WORK TO BE COMPLETED: Emit the data below verbatim, stripping out any pictures.

STORED DATA:
- - - - - - -
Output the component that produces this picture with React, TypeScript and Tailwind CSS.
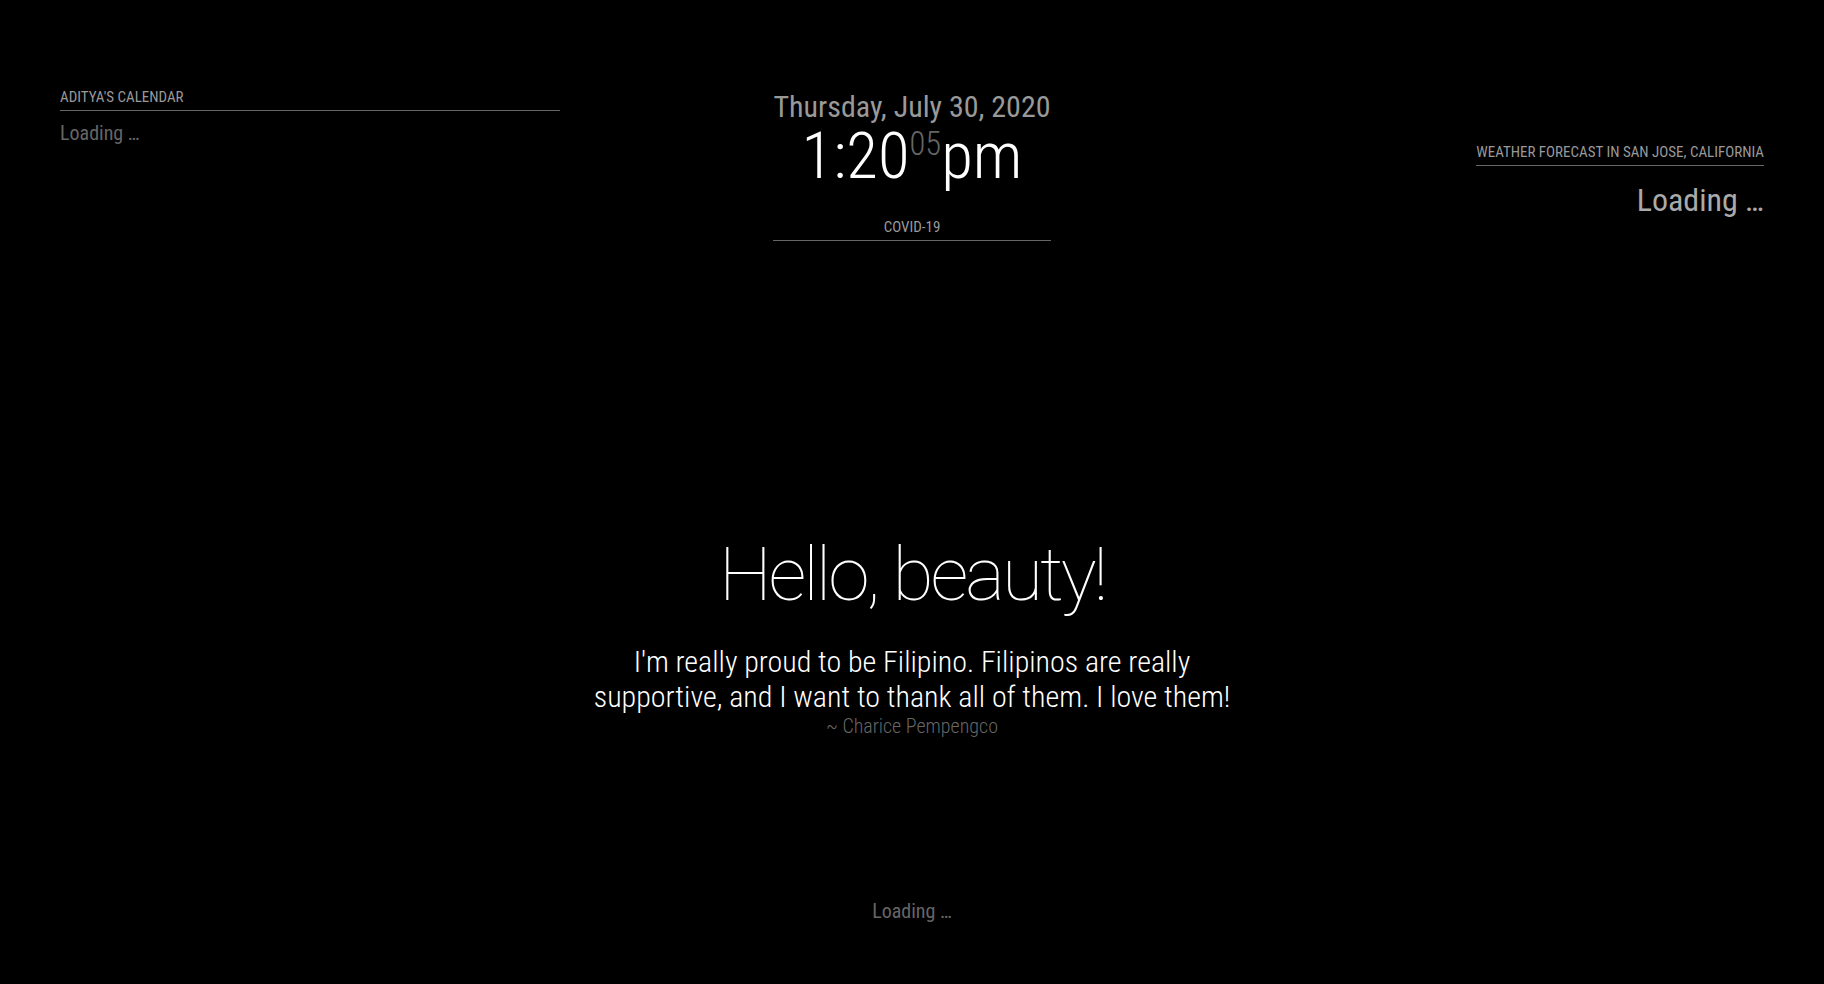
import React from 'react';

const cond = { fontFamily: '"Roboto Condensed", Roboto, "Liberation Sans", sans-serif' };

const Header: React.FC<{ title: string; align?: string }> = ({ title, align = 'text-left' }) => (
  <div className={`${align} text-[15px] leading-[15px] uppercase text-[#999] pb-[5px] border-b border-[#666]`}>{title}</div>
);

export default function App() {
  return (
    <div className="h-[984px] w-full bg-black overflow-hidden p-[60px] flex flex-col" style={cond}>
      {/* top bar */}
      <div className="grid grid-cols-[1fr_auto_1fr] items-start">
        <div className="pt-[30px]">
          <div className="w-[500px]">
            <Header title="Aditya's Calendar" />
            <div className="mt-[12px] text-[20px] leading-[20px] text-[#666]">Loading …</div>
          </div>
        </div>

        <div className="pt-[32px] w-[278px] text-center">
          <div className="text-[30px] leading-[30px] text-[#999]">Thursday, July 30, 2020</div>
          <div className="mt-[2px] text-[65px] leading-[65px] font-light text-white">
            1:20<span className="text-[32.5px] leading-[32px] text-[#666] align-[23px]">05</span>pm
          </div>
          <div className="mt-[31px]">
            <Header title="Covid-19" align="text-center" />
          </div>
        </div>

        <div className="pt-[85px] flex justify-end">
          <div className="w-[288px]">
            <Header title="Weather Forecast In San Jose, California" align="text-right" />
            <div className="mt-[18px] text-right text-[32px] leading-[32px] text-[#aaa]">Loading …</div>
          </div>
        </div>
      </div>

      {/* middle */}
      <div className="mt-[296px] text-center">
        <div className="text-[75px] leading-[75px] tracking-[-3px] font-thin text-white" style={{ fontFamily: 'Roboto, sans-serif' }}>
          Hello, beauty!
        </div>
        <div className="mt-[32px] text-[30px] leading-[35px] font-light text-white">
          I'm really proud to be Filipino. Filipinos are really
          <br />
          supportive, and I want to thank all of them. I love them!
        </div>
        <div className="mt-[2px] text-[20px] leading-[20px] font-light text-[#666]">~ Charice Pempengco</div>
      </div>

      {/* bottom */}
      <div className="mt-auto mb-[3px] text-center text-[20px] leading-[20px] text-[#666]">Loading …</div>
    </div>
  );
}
- - - - - - -
ANSWER TO THIS TASK:
Output the component that produces this picture with React, TypeScript and Tailwind CSS.
import React from 'react';

const cond = { fontFamily: '"Roboto Condensed", Roboto, "Liberation Sans", sans-serif' };

const Header: React.FC<{ title: string; align?: string }> = ({ title, align = 'text-left' }) => (
  <div className={`${align} text-[15px] leading-[15px] uppercase text-[#999] pb-[5px] border-b border-[#666]`}>{title}</div>
);

export default function App() {
  return (
    <div className="h-[984px] w-full bg-black overflow-hidden p-[60px] flex flex-col" style={cond}>
      {/* top bar */}
      <div className="grid grid-cols-[1fr_auto_1fr] items-start">
        <div className="pt-[30px]">
          <div className="w-[500px]">
            <Header title="Aditya's Calendar" />
            <div className="mt-[12px] text-[20px] leading-[20px] text-[#666]">Loading …</div>
          </div>
        </div>

        <div className="pt-[32px] w-[278px] text-center">
          <div className="text-[30px] leading-[30px] text-[#999]">Thursday, July 30, 2020</div>
          <div className="mt-[2px] text-[65px] leading-[65px] font-light text-white">
            1:20<span className="text-[32.5px] leading-[32px] text-[#666] align-[23px]">05</span>pm
          </div>
          <div className="mt-[31px]">
            <Header title="Covid-19" align="text-center" />
          </div>
        </div>

        <div className="pt-[85px] flex justify-end">
          <div className="w-[288px]">
            <Header title="Weather Forecast In San Jose, California" align="text-right" />
            <div className="mt-[18px] text-right text-[32px] leading-[32px] text-[#aaa]">Loading …</div>
          </div>
        </div>
      </div>

      {/* middle */}
      <div className="mt-[296px] text-center">
        <div className="text-[75px] leading-[75px] tracking-[-3px] font-thin text-white" style={{ fontFamily: 'Roboto, sans-serif' }}>
          Hello, beauty!
        </div>
        <div className="mt-[32px] text-[30px] leading-[35px] font-light text-white">
          I'm really proud to be Filipino. Filipinos are really
          <br />
          supportive, and I want to thank all of them. I love them!
        </div>
        <div className="mt-[2px] text-[20px] leading-[20px] font-light text-[#666]">~ Charice Pempengco</div>
      </div>

      {/* bottom */}
      <div className="mt-auto mb-[3px] text-center text-[20px] leading-[20px] text-[#666]">Loading …</div>
    </div>
  );
}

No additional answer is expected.